Comparing to the bound we derive on affine decoders (Theorem 5.3), we are paying above for the tree depth d, but also for the number of queries q. In particular, we essentially multiply each term of the above product by the tree depth d, and by \(\frac{\log n}{\log (n/q)}\). In addition, the theorem only holds for smaller values of m. The following corollary exemplifies the usability of Theorem 5.10 by considering the consequences of two choices of parameters.

Corollary 5.11

(Theorem 1.6, restated). Let \(\mathsf {C} \) be as in Theorem 5.10 and assume

\(\Pr _{ f\leftarrow \mathcal {F}}\left[ \Pr _{{\mathop {y=f(x)}\limits ^{x\leftarrow [n]}} }\left[ \mathsf {C} (y;f) \in f^{-1}(y)\right] \ge \tau \right] \ge \nicefrac {1}{2}\), then the following holds:

  • If \(q\le n \cdot (\nicefrac {\tau }{2})^8\), then \( s \in \varOmega ( \nicefrac {n}{d}\cdot \nicefrac {\tau ^2}{\log n})\).

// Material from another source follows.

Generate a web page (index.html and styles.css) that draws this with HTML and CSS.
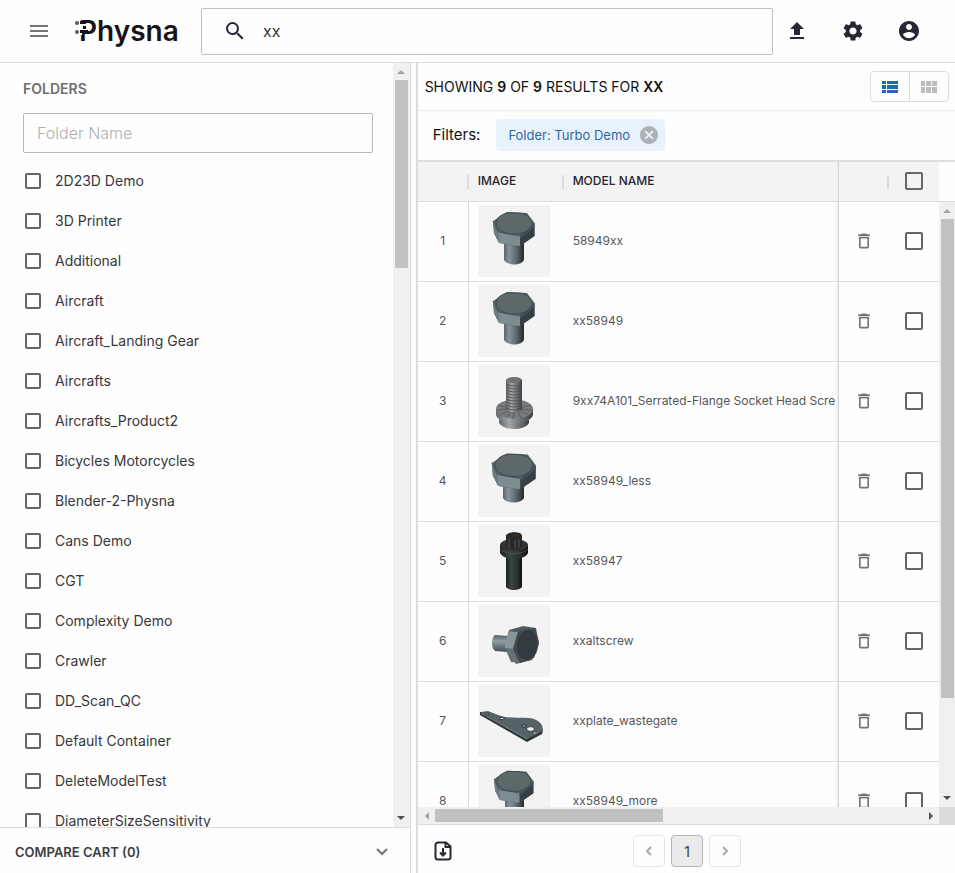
FILE: index.html
```html
<!DOCTYPE html>
<html lang="en">
<head>
<meta charset="utf-8">
<meta name="viewport" content="width=device-width, initial-scale=1">
<title>Physna</title>
<link rel="stylesheet" href="styles.css">
</head>
<body>
<svg class="defs" width="0" height="0" aria-hidden="true">
  <defs>
    <linearGradient id="shank"><stop offset="0" stop-color="#59666a"/><stop offset=".25" stop-color="#879397"/><stop offset=".6" stop-color="#5f6b6f"/><stop offset="1" stop-color="#202a2d"/></linearGradient>
    <linearGradient id="steel"><stop offset="0" stop-color="#626668"/><stop offset=".35" stop-color="#a3a6a8"/><stop offset="1" stop-color="#3d4042"/></linearGradient>
    <linearGradient id="dark"><stop offset="0" stop-color="#1e2122"/><stop offset=".35" stop-color="#3c4446"/><stop offset=".7" stop-color="#2b2f30"/><stop offset="1" stop-color="#15120f"/></linearGradient>
    <linearGradient id="side" x2="0" y2="1"><stop offset="0" stop-color="#4f5b5f"/><stop offset=".35" stop-color="#939fa2"/><stop offset="1" stop-color="#414c50"/></linearGradient>
    <symbol id="trash" viewBox="0 0 24 24"><path d="M6 19c0 1.100.9 2 2 2h8c1.100 0 2-.9 2-2V7H6v12zM8 9h8v10H8V9zm7.500-5l-1-1h-5l-1 1H5v2h14V4z"/></symbol>
    <symbol id="hexhead" viewBox="0 0 72 72">
      <path d="M15 16 29 7 49 8 56.500 18V31L42 41 21 38 16 28Z" fill="#59666a"/>
      <path d="M15 16 20 27 21 38 16 28Z" fill="#6c7a7e"/>
      <path d="M20 27 42 31V41L21 38Z" fill="#7e8b8f"/>
      <path d="M42 31 56.500 18V31L42 41Z" fill="#363f42"/>
      <path d="M42 31 56.500 18V22L42 34Z" fill="#455155"/>
      <path d="M15 16 20 27 42 31" fill="none" stroke="#48555a" stroke-width=".8"/>
      <path d="M18 17C20 10 28 7 36 8 46 7 54 12 54 19 52 26 44 29 36 29 26 29 18 25 18 17Z" fill="#5d686b" stroke="#333c3e" stroke-width=".7"/>
    </symbol>
  </defs>
</svg>

<header class="topbar">
  <button class="icon-btn menu" aria-label="Menu"><svg width="18" height="12" viewBox="0 0 18 12"><path d="M0 0h18v2H0zM0 5h18v2H0zM0 10h18v2H0z"/></svg></button>
  <a class="logo" href="#" aria-label="Physna">
    <svg width="104" height="34" viewBox="0 0 104 34"><text x="4" y="27" class="logo-text">Physna</text><path d="M4 10h6v6H4zM4 19h3v2H4z" fill="#fefefe"/><path d="M5 7h6v3H5zM8 12h3v3H8zM5 16h8v3H5z" fill="#17121a"/><circle cx="2" cy="9" r="2"/><circle cx="2" cy="18" r="2"/></svg>
  </a>
  <label class="search">
    <svg width="24" height="24" viewBox="0 0 24 24"><path d="M15.500 14h-.79l-.28-.27A6.471 6.471 0 0 0 16 9.500 6.500 6.500 0 1 0 9.500 16c1.610 0 3.090-.59 4.230-1.570l.27.28v.79l5 4.990L20.490 19l-4.990-5zm-6 0C7.010 14 5 11.990 5 9.500S7.010 5 9.500 5 14 7.010 14 9.500 11.990 14 9.500 14z"/></svg>
    <input type="text" value="xx" aria-label="Search">
  </label>
  <nav class="actions">
    <button class="icon-btn" aria-label="Upload"><svg width="24" height="24" viewBox="0 0 24 24"><path d="M5 20h14v-2H5v2zm0-10h4v6h6v-6h4l-7-7-7 7z"/></svg></button>
    <button class="icon-btn" aria-label="Settings"><svg width="24" height="24" viewBox="0 0 24 24"><path d="M19.140 12.940c.04-.3.060-.61.060-.94 0-.32-.02-.64-.07-.94l2.030-1.580a.49.49 0 0 0 .12-.61l-1.920-3.320a.488.488 0 0 0-.59-.22l-2.390.96c-.5-.38-1.030-.7-1.620-.94l-.36-2.540a.484.484 0 0 0-.48-.41h-3.840c-.24 0-.43.17-.47.41l-.36 2.540c-.59.24-1.130.57-1.620.94l-2.390-.96c-.22-.08-.47 0-.59.22L2.740 8.870c-.12.21-.08.47.12.61l2.030 1.580c-.05.3-.09.63-.09.94s.02.64.07.94l-2.030 1.580a.49.49 0 0 0-.12.61l1.920 3.320c.12.22.37.29.59.22l2.390-.96c.5.38 1.030.7 1.620.94l.36 2.540c.05.24.24.41.48.41h3.840c.24 0 .44-.17.47-.41l.36-2.540c.59-.24 1.130-.56 1.620-.94l2.390.96c.22.08.47 0 .59-.22l1.920-3.320c.12-.22.07-.47-.12-.61l-2.010-1.580zM12 15.600c-1.980 0-3.600-1.620-3.600-3.600s1.620-3.600 3.600-3.600 3.600 1.620 3.600 3.600-1.620 3.600-3.600 3.600z"/></svg></button>
    <button class="icon-btn" aria-label="Account"><svg width="24" height="24" viewBox="0 0 24 24"><path d="M12 2C6.480 2 2 6.480 2 12s4.480 10 10 10 10-4.480 10-10S17.520 2 12 2zm0 3c1.660 0 3 1.340 3 3s-1.340 3-3 3-3-1.340-3-3 1.340-3 3-3zm0 14.200c-2.500 0-4.710-1.280-6-3.220.03-1.990 4-3.080 6-3.080 1.990 0 5.970 1.090 6 3.080-1.290 1.940-3.500 3.220-6 3.220z"/></svg></button>
  </nav>
</header>

<div class="workspace">
  <aside class="sidebar">
    <div class="folders">
      <div class="folders-body">
        <h2>FOLDERS</h2>
        <input class="folder-search" type="text" placeholder="Folder Name" aria-label="Folder Name">
        <ul>
          <li><label><input type="checkbox">2D23D Demo</label></li>
          <li><label><input type="checkbox">3D Printer</label></li>
          <li><label><input type="checkbox">Additional</label></li>
          <li><label><input type="checkbox">Aircraft</label></li>
          <li><label><input type="checkbox">Aircraft_Landing Gear</label></li>
          <li><label><input type="checkbox">Aircrafts</label></li>
          <li><label><input type="checkbox">Aircrafts_Product2</label></li>
          <li><label><input type="checkbox">Bicycles Motorcycles</label></li>
          <li><label><input type="checkbox">Blender-2-Physna</label></li>
          <li><label><input type="checkbox">Cans Demo</label></li>
          <li><label><input type="checkbox">CGT</label></li>
          <li><label><input type="checkbox">Complexity Demo</label></li>
          <li><label><input type="checkbox">Crawler</label></li>
          <li><label><input type="checkbox">DD_Scan_QC</label></li>
          <li><label><input type="checkbox">Default Container</label></li>
          <li><label><input type="checkbox">DeleteModelTest</label></li>
          <li><label><input type="checkbox">DiameterSizeSensitivity</label></li>
        </ul>
      </div>
      <div class="vbar" aria-hidden="true"><i class="arrow up"></i><i class="thumb folder-thumb"></i><i class="arrow down"></i></div>
    </div>
    <button class="cart"><span>COMPARE CART (0)</span><svg width="12" height="8" viewBox="0 0 12 8"><path d="M1 1l5 5 5-5"/></svg></button>
  </aside>

  <main class="results">
    <div class="summary">
      <p>SHOWING <b>9</b> OF <b>9</b> RESULTS FOR <b>XX</b></p>
      <div class="views">
        <button aria-label="List view" class="on"><svg width="16" height="12" viewBox="0 0 16 12"><path d="M0 0h4v3H0zM5 0h11v3H5zM0 4h4v4H0zM5 4h11v4H5zM0 9h4v3H0zM5 9h11v3H5z"/></svg></button>
        <button aria-label="Grid view"><svg width="16" height="12" viewBox="0 0 16 12"><path d="M0 0h4v5H0zM5 0h5v5H5zM11 0h5v5h-5zM0 6h4v6H0zM5 6h5v6H5zM11 6h5v6h-5z"/></svg></button>
      </div>
    </div>
    <div class="filters">
      <span>Filters:</span>
      <span class="chip"><span>Folder: Turbo Demo</span>
        <button aria-label="Remove filter"><svg width="18" height="18" viewBox="2 2 20 20"><path d="M12 2C6.470 2 2 6.470 2 12s4.470 10 10 10 10-4.470 10-10S17.530 2 12 2zm5 13.590L15.590 17 12 13.410 8.410 17 7 15.590 10.590 12 7 8.410 8.410 7 12 10.590 15.590 7 17 8.410 13.410 12 17 15.590z"/></svg></button>
      </span>
    </div>

    <div class="grid">
      <div class="table-view">
        <table>
          <colgroup><col class="c-num"><col class="c-img"><col><col class="c-del"><col class="c-act"></colgroup>
          <thead><tr><th class="sep"></th><th class="sep">IMAGE</th><th>MODEL NAME</th><th class="pin sep"></th><th><input type="checkbox" aria-label="Select all"></th></tr></thead>
          <tbody>
            <tr><td>1</td><td><svg class="thumbnail" viewBox="0 0 72 72"><path d="M26 34h20v21c-3 6-16 6-20 0z" fill="url(#shank)"/><use href="#hexhead"/></svg></td><td>58949xx</td><td class="pin"><button aria-label="Delete"><svg><use href="#trash"/></svg></button></td><td><input type="checkbox" aria-label="Select 58949xx"></td></tr>
            <tr><td>2</td><td><svg class="thumbnail" viewBox="0 0 72 72"><path d="M26 34h20v21c-3 6-16 6-20 0z" fill="url(#shank)"/><use href="#hexhead"/></svg></td><td>xx58949</td><td class="pin"><button aria-label="Delete"><svg><use href="#trash"/></svg></button></td><td><input type="checkbox" aria-label="Select xx58949"></td></tr>
            <tr><td>3</td><td><svg class="thumbnail" viewBox="0 0 72 72">
              <path d="M21 49v9c5 8 25 8 30 0v-9z" fill="url(#steel)"/><path d="M18 44v6c3 11 34 11 37 0v-6z" fill="url(#steel)"/><ellipse cx="36.500" cy="44" rx="18.500" ry="9.500" fill="#777b7d"/>
              <path d="M20 40l11 3M19 45l12-1M22 50l10-5M28 53l5-7M35 54l1-7M43 53l-3-7M50 50l-8-5M54 45l-11-1M53 40l-10 3" stroke="#4c5052" stroke-width=".7"/>
              <path d="M28 15c2-4 14-4 16 0v29c-3 4-13 4-16 0z" fill="url(#steel)"/><ellipse cx="36" cy="15" rx="7" ry="3" fill="#707476"/>
              <path d="M28 19q8 4 16 0M28 22q8 4 16 0M28 25q8 4 16 0M28 28q8 4 16 0M28 31q8 4 16 0M28 34q8 4 16 0M28 37q8 4 16 0M28 40q8 4 16 0M28 43q8 4 16 0" fill="none" stroke="#45494b" stroke-width=".8"/>
            </svg></td><td>9xx74A101_Serrated-Flange Socket Head Scre</td><td class="pin"><button aria-label="Delete"><svg><use href="#trash"/></svg></button></td><td><input type="checkbox" aria-label="Select 9xx74A101"></td></tr>
            <tr><td>4</td><td><svg class="thumbnail" viewBox="0 0 72 72"><path d="M25 38h21v15c-3 6-18 6-21 0z" fill="url(#shank)"/><svg x="-2" y="1" width="76" height="76" viewBox="0 0 72 72"><use href="#hexhead" width="72" height="72"/></svg></svg></td><td>xx58949_less</td><td class="pin"><button aria-label="Delete"><svg><use href="#trash"/></svg></button></td><td><input type="checkbox" aria-label="Select xx58949_less"></td></tr>
            <tr><td>5</td><td><svg class="thumbnail" viewBox="0 0 72 72">
              <path d="M28 30h16v32c-3 4-13 4-16 0z" fill="url(#dark)"/><path d="M22 20v8c4 8 24 8 28 0v-8z" fill="url(#dark)"/><ellipse cx="36" cy="20" rx="14" ry="6" fill="#343332"/><path d="M22 24c5 6 23 6 28 0" fill="none" stroke="#555756" stroke-width=".7"/>
              <path d="M28 11v11l3 2 2-1 3 2 3-2 2 1 3-2V11z" fill="#252829"/><path d="M31 13v10M37 14v10M41 13v10" stroke="#586062" stroke-width=".9"/><path d="M28 10l3-2 5-1 6 1 2 2v2l-3 2-4 1-6-1-3-2z" fill="#2e2823"/>
            </svg></td><td>xx58947</td><td class="pin"><button aria-label="Delete"><svg><use href="#trash"/></svg></button></td><td><input type="checkbox" aria-label="Select xx58947"></td></tr>
            <tr><td>6</td><td><svg class="thumbnail" viewBox="0 0 72 72">
              <path d="M17 30l13 1v16l-13-1c-4-3-4-13 0-16z" fill="url(#side)"/><path d="M27 39l4-14 14-4 13 2 3 15-7 17-16 4-5-7z" fill="#59666a"/><path d="M31 26l9 1-5 17-8-1v-5z" fill="#89969a"/><path d="M27 43l8 1 8 14-10-1z" fill="#637175"/><path d="M31 26l14-4 13 2-18 3z" fill="#4d595d"/><path d="M40 27l17-4 4 15-5 15-14 5-7-14z" fill="#39464a"/><ellipse cx="49" cy="40" rx="11" ry="16" transform="rotate(8 49 40)" fill="#343b3f" stroke="#566165" stroke-width=".6"/>
            </svg></td><td>xxaltscrew</td><td class="pin"><button aria-label="Delete"><svg><use href="#trash"/></svg></button></td><td><input type="checkbox" aria-label="Select xxaltscrew"></td></tr>
            <tr><td>7</td><td><svg class="thumbnail" viewBox="0 0 72 72">
              <path d="M2 27l8 0 10 4c14 5 26 0 36 5 8 3 10 8 8 13L49 57 2 30z" fill="#2c3436"/><path d="M3 27l7-1 10 4c14 5 26 1 36 4 9 4 10 9 7 13L49 54z" fill="#566366"/><path d="M3 28l46 26" stroke="#7e8a8d" stroke-width="1"/><ellipse cx="52.500" cy="44" rx="4" ry="2.400" fill="#f3f3f3" stroke="#273033"/><ellipse cx="24" cy="33.500" rx="2" ry="1.200" fill="#e8e8e8" stroke="#273033"/><ellipse cx="46" cy="41" rx="2" ry="1.200" fill="#a5adaf" stroke="#273033"/><ellipse cx="57" cy="48" rx="1.500" ry="1" fill="#8e999c"/><ellipse cx="9" cy="29" rx="1.800" ry="1" fill="#c8cccd" stroke="#273033"/>
            </svg></td><td>xxplate_wastegate</td><td class="pin"><button aria-label="Delete"><svg><use href="#trash"/></svg></button></td><td><input type="checkbox" aria-label="Select xxplate_wastegate"></td></tr>
            <tr><td>8</td><td><svg class="thumbnail" viewBox="0 0 72 72"><path d="M27 34h19v24c-3 6-16 6-19 0z" fill="url(#shank)"/><svg x="2" y="-1" width="68" height="68" viewBox="0 0 72 72"><use href="#hexhead" width="72" height="72"/></svg></svg></td><td>xx58949_more</td><td class="pin"><button aria-label="Delete"><svg><use href="#trash"/></svg></button></td><td><input type="checkbox" aria-label="Select xx58949_more"></td></tr>
          </tbody>
        </table>
      </div>
      <div class="rail" aria-hidden="true"><div class="rail-head"></div><div class="vbar"><i class="arrow up"></i><i class="thumb table-thumb"></i><i class="arrow down"></i></div></div>
      <div class="hbar" aria-hidden="true"><i class="arrow left"></i><i class="thumb"></i><i class="arrow right"></i></div>
      <div class="corner"></div>
    </div>

    <footer class="pager">
      <button class="icon-btn" aria-label="Download report"><svg class="download" width="18" height="20" viewBox="0 0 18 20"><path d="M4 1.500h8l4.500 4V16a2.500 2.500 0 0 1-2.500 2.500H4A2.500 2.500 0 0 1 1.500 16V4A2.500 2.500 0 0 1 4 1.500zM11.500 2v4H16M9 7v7M6 11.500l3 3 3-3"/></svg></button>
      <div class="pages">
        <button aria-label="Previous page"><svg width="6" height="10" viewBox="0 0 6 10"><path d="M5 1L1 5l4 4"/></svg></button>
        <button class="current">1</button>
        <button aria-label="Next page"><svg width="6" height="10" viewBox="0 0 6 10"><path d="M1 1l4 4-4 4"/></svg></button>
      </div>
    </footer>
  </main>
</div>
</body>
</html>
```
FILE: styles.css
```css
* { box-sizing: border-box; }
body {
  margin: 0;
  height: 100vh;
  display: flex;
  flex-direction: column;
  overflow: hidden;
  background: #fefefe;
  color: #1b1b1f;
  font-family: Inter, "Liberation Sans", sans-serif;
  font-size: 13px;
}
button, input { font: inherit; color: inherit; }
button { padding: 0; border: 0; background: none; display: flex; align-items: center; justify-content: center; }
h2, p, ul { margin: 0; padding: 0; font-weight: 400; }
li { list-style: none; }
.defs { position: absolute; }

input[type="checkbox"] {
  appearance: none;
  flex: none;
  display: block;
  width: 18px;
  height: 18px;
  margin: 0 auto;
  border: 2px solid #666;
  border-radius: 2px;
}

/* Top bar */
.topbar { flex: none; height: 63px; display: flex; align-items: center; border-bottom: 1px solid #dcdcdc; }
.icon-btn { width: 24px; height: 24px; fill: #272733; }
.menu { margin: 0 33px 0 27px; fill: #757575; }
.logo { width: 126px; margin-left: -9px; height: 34px; fill: #5c5960; }
.logo-text { font: 600 28px Inter, "Liberation Sans", sans-serif; fill: #17121a; }
.search { flex: 1; height: 47px; display: flex; align-items: center; border: 1px solid #bfbfbf; border-radius: 2px; padding-left: 21px; fill: #272733; }
.search input { flex: 1; min-width: 0; border: 0; outline: 0; background: none; padding: 0 0 0 16px; font-size: 16px; color: #333; }
.actions { display: flex; gap: 32px; padding: 0 34px 0 12px; }

.workspace { flex: 1; min-height: 0; display: flex; gap: 5px; }

/* Folder sidebar */
.sidebar { flex: 0 0 43%; display: flex; flex-direction: column; border-right: 1px solid #dcdcdc; }
.folders { flex: 1; min-height: 0; display: flex; }
.folders-body { flex: 1; overflow: hidden; padding: 18px 20px 0 23px; }
.folders h2 { font-size: 14px; line-height: 16px; font-weight: 600; color: #6e6e6e; }
.folder-search { display: block; width: 100%; height: 40px; margin: 16px 0 8px; border: 1px solid #b9b9b9; border-radius: 2px; padding: 0 13px; font-size: 16px; background: none; }
.folder-search::placeholder { color: #b0b0b0; font-weight: 300; }
.folders label { display: flex; align-items: center; gap: 14px; height: 40px; padding: 0 0 2px 2px; font-size: 14px; color: #37373b; }
.folders input[type="checkbox"] { width: 16px; height: 16px; margin: 2px 0 0; }
.cart { flex: none; height: 46px; justify-content: space-between; padding: 2px 22px 0 15px; border-top: 1px solid #dcdcdc; font-weight: 600; color: #3d3d42; }
.cart svg, .pages svg, .download { fill: none; stroke: #757575; stroke-width: 2; }

/* Scroll bars */
.vbar { display: flex; flex-direction: column; align-items: center; width: 17px; padding: 7px 0; background: #f0f0f0; }
.folders .vbar { flex: none; }
.thumb { display: block; background: #c1c1c1; }
.vbar .thumb { width: 13px; margin: 6px 0 auto; }
.folder-thumb { height: 25%; }
.table-thumb { height: 81%; }
.arrow { width: 0; height: 0; border: 4px solid transparent; }
.up { border-top: 0; border-bottom-color: #a3a3a3; }
.down { border-bottom: 0; border-top-color: #505050; }
.left { border-left: 0; border-right-color: #a3a3a3; }
.right { border-right: 0; border-left-color: #505050; }

/* Results */
.results { flex: 1; min-width: 0; display: flex; flex-direction: column; border-left: 2px solid #dcdcdc; }
.summary { flex: none; height: 48px; display: flex; align-items: center; justify-content: space-between; padding: 0 6px 0 7px; border-bottom: 1px solid #ebebeb; font-size: 14px; color: #111; }
.summary b { font-weight: 600; }
.views { display: flex; border: 1px solid #dcdcdc; border-radius: 4px; }
.views button { width: 38px; height: 29px; fill: #bdbdbd; }
.views button + button { width: 39px; border-left: 1px solid #dcdcdc; }
.views .on { fill: #2367b4; }
.filters { flex: none; height: 51px; display: flex; align-items: center; gap: 16px; padding: 0 0 2px 15px; border-bottom: 2px solid #dedede; font-size: 15px; color: #111; }
.chip { display: flex; align-items: center; gap: 10px; height: 32px; padding: 0 7px 0 12px; border-radius: 4px; background: #e8f2fd; color: #2c68a8; font-size: 13px; }
.chip button { fill: #afb2b5; }

.grid { flex: 1; min-height: 0; display: grid; grid-template-columns: 1fr 16px; grid-template-rows: 1fr 17px; border-bottom: 1px solid #dcdcdc; }
.table-view { min-width: 0; min-height: 0; overflow: hidden; }
table { width: 100%; table-layout: fixed; border-collapse: separate; border-spacing: 0; }
.c-num { width: 51px; }
.c-img { width: 95px; }
.c-del { width: 51px; }
.c-act { width: 50px; }
th { height: 40px; padding: 0 9px 2px; text-align: left; font-size: 12px; font-weight: 500; color: #25252b; background: #f3f3f3; border-bottom: 1px solid #dcdcdc; }
.sep { background: linear-gradient(#dcdcdc, #dcdcdc) right center / 2px 14px no-repeat #f3f3f3; }
td { height: 80px; padding: 0 9px 2px; border-bottom: 1px solid #dcdcdc; font-size: 12px; color: #55555a; white-space: nowrap; overflow: hidden; }
td:first-child { text-align: center; border-right: 1px solid #dcdcdc; padding: 0 0 2px; }
th:nth-child(3), td:nth-child(3) { padding-right: 0; background: linear-gradient(to left, #ececec, transparent) right / 3px 100% no-repeat; }
th:nth-child(3) { background-color: #f3f3f3; }
th:last-child, td:last-child { padding: 0 0 2px; }
.pin { padding: 0 0 2px; border-left: 1px solid #d4d4d4; }
td button { margin: 0 auto; }
td button svg { width: 20px; height: 20px; fill: #757575; }
.thumbnail { display: block; width: 72px; height: 72px; background: #f3f3f3; }
.rail { min-height: 0; display: flex; flex-direction: column; }
.rail-head { flex: none; height: 40px; border-bottom: 1px solid #dcdcdc; }
.rail .vbar { width: 16px; flex: 1; min-height: 0; }
.hbar { display: flex; align-items: center; padding: 0 6px 0 7px; background: #f0f0f0; }
.hbar .thumb { width: 45%; height: 13px; margin: 0 auto 0 6px; }
.corner { background: #dcdcdc; }

.pager { flex: none; height: 48px; display: flex; align-items: center; justify-content: space-between; padding: 4px 214px 0 13px; }
.download { stroke: #272733; }
.pages { display: flex; gap: 6px; }
.pages button { width: 32px; height: 32px; border: 1px solid #e4e4e4; border-radius: 4px; }
.pages svg { stroke: #aaa; }
.pages .current { background: #ebebeb; border-color: #b5b5b5; font-size: 14px; color: #3c3c40; }
```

  • If \(q\le n^{1-\epsilon }\), then \( s \in \varOmega (\nicefrac {n}{d} \cdot \tau ^2 \epsilon )\).

Proof

Omitted, follows by Theorem 5.10 using very similar lines to those used to derive Corollary 5.4 from Theorem 5.3.

The proof of Theorem 5.10 is omitted and can be found in the full version of this paper.